Report: CIA Chief Secretly Visited China Amid Tensions

Facts

  • CIA Director Bill Burns covertly traveled to Beijing last month to meet with his Chinese counterparts and stress the importance of keeping the lines of communication open, the Financial Times reported on Friday, citing five people familiar with the matter.1
  • Burns is the highest-level US official to visit the PRC since the February suspected Chinese spy balloon incident. He has often been deployed by Pres.
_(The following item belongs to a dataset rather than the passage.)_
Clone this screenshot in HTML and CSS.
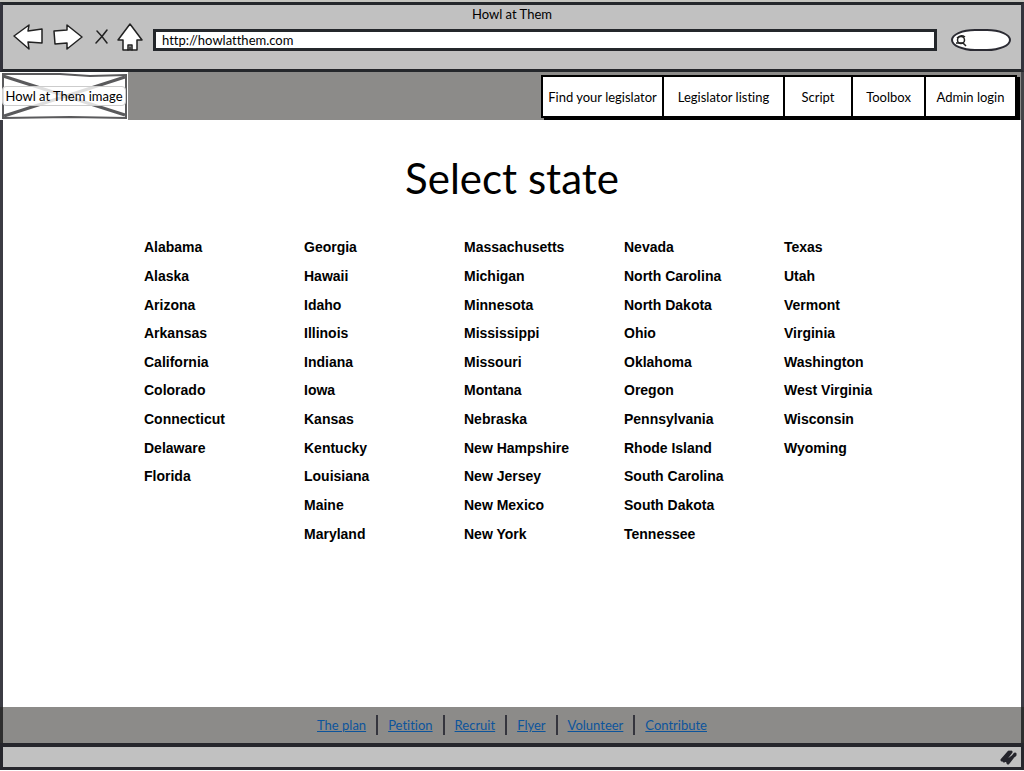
FILE: index.html
```html
<!DOCTYPE html>
<html lang="en">
<head>
<meta charset="utf-8">
<title>Howl at Them</title>
<link rel="stylesheet" href="styles.css">
</head>
<body>
<div class="window">
  <header class="chrome">
    <div class="window-title">Howl at Them</div>
    <div class="toolbar">
      <button class="tool back" aria-label="Back"><svg width="30" height="26" viewBox="0 0 30 26"><path d="M1 12 16 1 15 7 29 5 29 19 15 18 16 25Z"/></svg></button>
      <button class="tool forward" aria-label="Forward"><svg width="30" height="26" viewBox="0 0 30 26"><path d="M1 7 14 6 14 1 29 13 14 25 14 19 2 20Z"/></svg></button>
      <button class="tool stop" aria-label="Stop"><svg width="14" height="16" viewBox="0 0 14 16"><path d="M2 2Q7 7 12 14M12 1Q7 8 1 14"/></svg></button>
      <button class="tool home" aria-label="Home"><svg width="26" height="28" viewBox="0 0 26 28"><path d="M13 1 25 17 20 17 20 27 15 27 15 22 11 22 11 27 6 27 6 17 1 17Z"/><path d="M11 27H15M13 24V26"/></svg></button>
      <input class="address" type="text" aria-label="Address" value="http://howlatthem.com">
      <div class="search">
        <svg width="14" height="14" viewBox="0 0 14 14"><circle cx="7" cy="7" r="3.5"/><path d="M3 5Q7 1 11 4M2 10 9 10 12 13"/></svg>
        <input type="text" aria-label="Search">
      </div>
    </div>
  </header>
  <div class="masthead">
    <div class="logo">
      <svg class="logo-cross" viewBox="0 0 128 48" preserveAspectRatio="none"><path d="M3 4 125 43M125 5 4 44"/><path class="frame" d="M3 2 60 2 90 4 126 3 126 46 70 45 3 46Z"/></svg>
      <span>Howl at Them image</span>
    </div>
    <nav class="menu">
      <a class="wide" href="#">Find your legislator</a>
      <a class="wide" href="#">Legislator listing</a>
      <a class="script" href="#">Script</a>
      <a class="toolbox" href="#">Toolbox</a>
      <a class="admin" href="#">Admin login</a>
    </nav>
  </div>
  <main class="content">
    <h1>Select state</h1>
    <div class="states">
      <ul><li>Alabama</li><li>Alaska</li><li>Arizona</li><li>Arkansas</li><li>California</li><li>Colorado</li><li>Connecticut</li><li>Delaware</li><li>Florida</li></ul>
      <ul><li>Georgia</li><li>Hawaii</li><li>Idaho</li><li>Illinois</li><li>Indiana</li><li>Iowa</li><li>Kansas</li><li>Kentucky</li><li>Louisiana</li><li>Maine</li><li>Maryland</li></ul>
      <ul><li>Massachusetts</li><li>Michigan</li><li>Minnesota</li><li>Mississippi</li><li>Missouri</li><li>Montana</li><li>Nebraska</li><li>New Hampshire</li><li>New Jersey</li><li>New Mexico</li><li>New York</li></ul>
      <ul><li>Nevada</li><li>North Carolina</li><li>North Dakota</li><li>Ohio</li><li>Oklahoma</li><li>Oregon</li><li>Pennsylvania</li><li>Rhode Island</li><li>South Carolina</li><li>South Dakota</li><li>Tennessee</li></ul>
      <ul><li>Texas</li><li>Utah</li><li>Vermont</li><li>Virginia</li><li>Washington</li><li>West Virginia</li><li>Wisconsin</li><li>Wyoming</li></ul>
    </div>
  </main>
  <footer class="links">
    <a href="#">The plan</a>
    <a href="#">Petition</a>
    <a href="#">Recruit</a>
    <a href="#">Flyer</a>
    <a href="#">Volunteer</a>
    <a href="#">Contribute</a>
  </footer>
  <div class="status">
    <svg width="18" height="16" viewBox="0 0 18 16"><path d="M2 11 9 3M4 12 11 3M8 14 15 5M7 12 15 6"/></svg>
  </div>
</div>
</body>
</html>
```
FILE: styles.css
```css
* { box-sizing: border-box; }

body {
  margin: 0;
  background: #fff;
  color: #000;
  font: 13px/18px Lato, "Open Sans", sans-serif;
  font-variant-ligatures: none;
}

.window {
  display: flex;
  flex-direction: column;
  min-height: 100vh;
  padding-bottom: 1px;
  border-top: 2px solid #c4c4bf;
}

.chrome {
  padding-bottom: 18px;
  background: #c1c1c1;
  border: 3px solid #24272b;
  border-left-color: #33333c;
  border-right-color: #33333c;
}

.window-title { text-align: center; }

.toolbar {
  display: flex;
  align-items: center;
  padding: 0 10px;
}

.tool {
  display: flex;
  padding: 0;
  border: 0;
  background: none;
}

.tool svg {
  fill: #fff;
  stroke: #222;
  stroke-width: 1.5;
  stroke-linejoin: round;
  stroke-linecap: round;
}

.back { margin-right: 10px; }
.forward { margin-right: 12px; }
.stop { margin-right: 8px; }
.stop svg { fill: none; }
.home { margin-right: 10px; }

.address {
  flex: 1;
  min-width: 0;
  height: 22px;
  margin-top: 6px;
  padding: 0 6px;
  border: 3px solid #24272b;
  background: #fff;
  color: #000;
  font: inherit;
  font-variant-ligatures: none;
}

.search {
  display: flex;
  align-items: center;
  width: 60px;
  height: 22px;
  margin: 6px 0 0 14px;
  padding-left: 1px;
  border: 2px solid #2b2b33;
  border-radius: 24px / 11px;
  background: #fff;
}

.search svg {
  flex: none;
  fill: none;
  stroke: #222;
  stroke-width: 1.5;
}

.search input {
  width: 30px;
  padding: 0;
  border: 0;
  background: none;
}

.masthead {
  display: flex;
  justify-content: space-between;
  height: 48px;
  background: #8c8b89;
  border-right: 3px solid #444448;
}

.logo {
  position: relative;
  display: flex;
  align-items: center;
  justify-content: center;
  width: 128px;
  background: #fff;
}

.logo-cross {
  position: absolute;
  inset: 0;
  width: 100%;
  height: 100%;
  fill: none;
  stroke: #5a5a5c;
  stroke-width: 3;
}

.logo-cross .frame { stroke-width: 2; }

.logo span {
  position: relative;
  width: 124px;
  border: 1px solid #ccc;
  border-radius: 4px;
  background: rgba(255, 255, 255, 0.8);
  text-align: center;
  white-space: nowrap;
}

.menu {
  display: flex;
  height: 43px;
  margin: 3px 4px 0 0;
  border: 2px solid #000;
  border-left-width: 0;
  background: #fff;
  box-shadow: 3px 2px 0 #000;
}

.menu a {
  display: flex;
  align-items: center;
  justify-content: center;
  border-left: 2px solid #000;
  color: #000;
  text-decoration: none;
  white-space: nowrap;
}

.wide { width: 121px; }
.script { width: 68px; }
.toolbox { width: 73px; }
.admin { width: 91px; }

.content {
  flex: 1;
  border: 3px solid #3c3c44;
  border-width: 0 3px;
}

h1 {
  margin: 0;
  padding: 34px 0 0;
  font-size: 42px;
  font-weight: 400;
  line-height: 48px;
  text-align: center;
}

.states {
  display: grid;
  grid-template-columns: repeat(5, 1fr);
  margin: 31px 77px 0 141px;
  font: bold 14px/20px "Liberation Sans", Arial, sans-serif;
}

.states ul {
  display: grid;
  grid-template-rows: repeat(11, 1fr);
  align-items: center;
  height: 315px;
  margin: 0;
  padding: 0;
  list-style: none;
}

.links {
  display: flex;
  align-items: center;
  justify-content: center;
  height: 36px;
  background: #8c8b89;
  border: 3px solid #2e2e2e;
  border-width: 0 3px;
}

.links a {
  padding: 0 10px;
  color: #0c549c;
  line-height: 20px;
}

.links a + a { border-left: 2px solid #35353d; }

.status {
  display: flex;
  align-items: center;
  justify-content: flex-end;
  height: 27px;
  padding-right: 3px;
  background: #c1c1c1;
  border: 3px solid #26262c;
  border-top-width: 4px;
}

.status svg {
  fill: none;
  stroke: #25252c;
  stroke-width: 3;
  stroke-linecap: round;
}
```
Joe Biden on sensitive, secret missions, including to Afghanistan and Russia in 2021.2
  • This comes as Washington seeks to thaw relations with Beijing and re-engage diplomatic channels to prevent a potential miscommunication leading to conflict, as they have been under strain over issues ranging from Taiwan, human rights, the South China Sea, and Russia.3
  • National security adviser Jake Sullivan traveled to Vienna to meet China's Foreign Minister Wang Yi earlier last month, and Sec. of Commerce Gina Raimondo last week hosted her counterpart Wang Wentao, who became the first top Chinese official to visit Washington since 2020.4
  • Also last week, Beijing's new ambassador to Washington, Xie Feng, arrived in the US to fill a position that had been vacant for four months, with Biden projecting a "thaw very soon" during the G7 summit in Hiroshima, Japan, despite the group vowing to act tougher on China in areas other than the economy.5
  • Yet, Beijing on Monday rebuffed a meeting between US Defense Sec. Lloyd Austin and his counterpart Li Shangfu. Meanwhile, Sec. of State Antony Blinken's visit to China and a phone call between Xi Jinping and Biden have been put on hold.6

Sources: 1FT, 2Wall Street Journal, 3Al Jazeera, 4Axios, 5NBC, and 6FOX News.

Narratives

  • Pro-China narrative, as provided by Global Times. If the Biden admin. really wants to thaw bilateral relations with Beijing, it should start respecting China's core interests and taking concrete actions to match its words instead of merely engaging in superficial interactions to restore high-level communications. While the US has indeed changed its rhetoric, its true intentions of containing China haven't changed at all.
  • Anti-China narrative, as provided by New York Times. Though the US has been trying to mend ties with China following months of strained relations, the predicted thaw has been obstructed as Beijing adopts a tougher stance with regard to tech export controls and demands the dropping of sanctions imposed on its officials and companies. If China remains intransigent, pushing to set its own terms to re-engage with the US, cooling tensions will be very difficult.